Мне выражали сочувствие – и при личных встречах, и по телефону, и письменно…
Игра под названием "проза сорокалетних", достигнув своего апогея в середине 80-х, начала затихать, выдыхаться и совсем умерла как раз к рубежному 91-му. Распалась, как распался Советский Союз, – практически одновременно с ним. Или даже немного раньше. И только тогда, задним числом, я окончательно осознал, что, как ни сопротивлялся, а был-таки втянут в неё. Участвовал…
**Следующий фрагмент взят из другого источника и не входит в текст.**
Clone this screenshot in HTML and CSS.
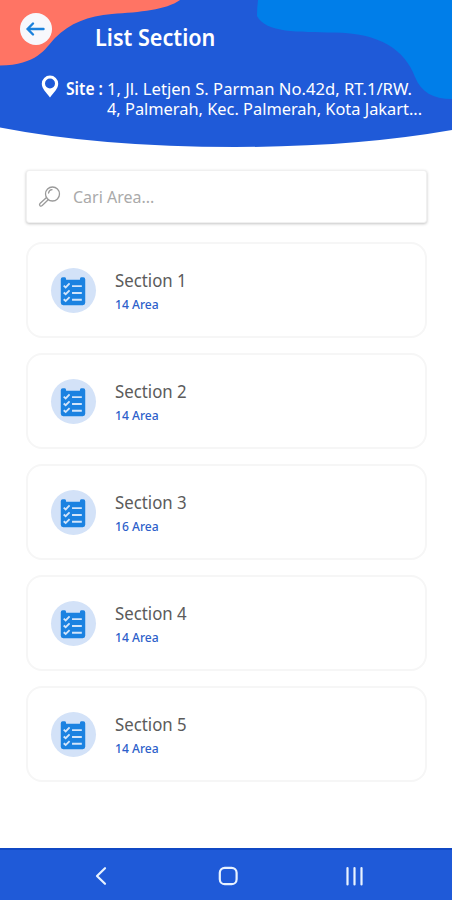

Знающие люди поняли это, конечно, давно: не зря "Литературная газета" в самый разгар затеянной мной дискуссии опубликовала под своей традиционной рубрикой "Анфас и в профиль" три дружеских шаржа Наума Лисогорского. Слева, на стопочке книг, был изображён в профиль облаченный в военную форму Сергей Баруздин, тогдашний главный редактор "Дружбы народов", справа, тоже в профиль и тоже в военной форме – Николай Старшинов, редактор альманаха "Поэзия", а посерёдке – Руслан Киреев, анфас.
Киреевых, впрочем, было два: черный и белый. Так отобразил художник мою злосчастную "амбивалентность". И, как развернутый комментарий к шаржу, – большая статья под весёлым названием "Соло из двух голосов". Написал её Виктор Камянов, один из немногих, кто решительно поддержал меня в той разбойничьей дискуссии. Решительно и бесстрашно… Тоже, кстати сказать, фронтовик, как мои уважаемые соседи по "анфасу и профилю".
Конечно, "черный Киреев" оттесняет, заглушает "Киреева белого" – просто глаз прежде всего останавливается на этой африканской физиономии, ещё более устрашающей в обрамлении набросанных легкими штрихами симпатичных изображений Баруздина и Старшинова. Ну что ж, подобного очерни- тельства, не только графического, следовало ожидать. Сам ведь писал о жестокости Игры, причём как раз в то самое время писал, когда расположенный ко мне художник Лисогорский изготовлял свой не очень-то дружеский шарж. В день выхода газеты он позвонил мне, спросил, не обиделся ли я, заверил в неизменной симпатии ко мне и с особым значением в голосе упомянул о нашей духовной общности.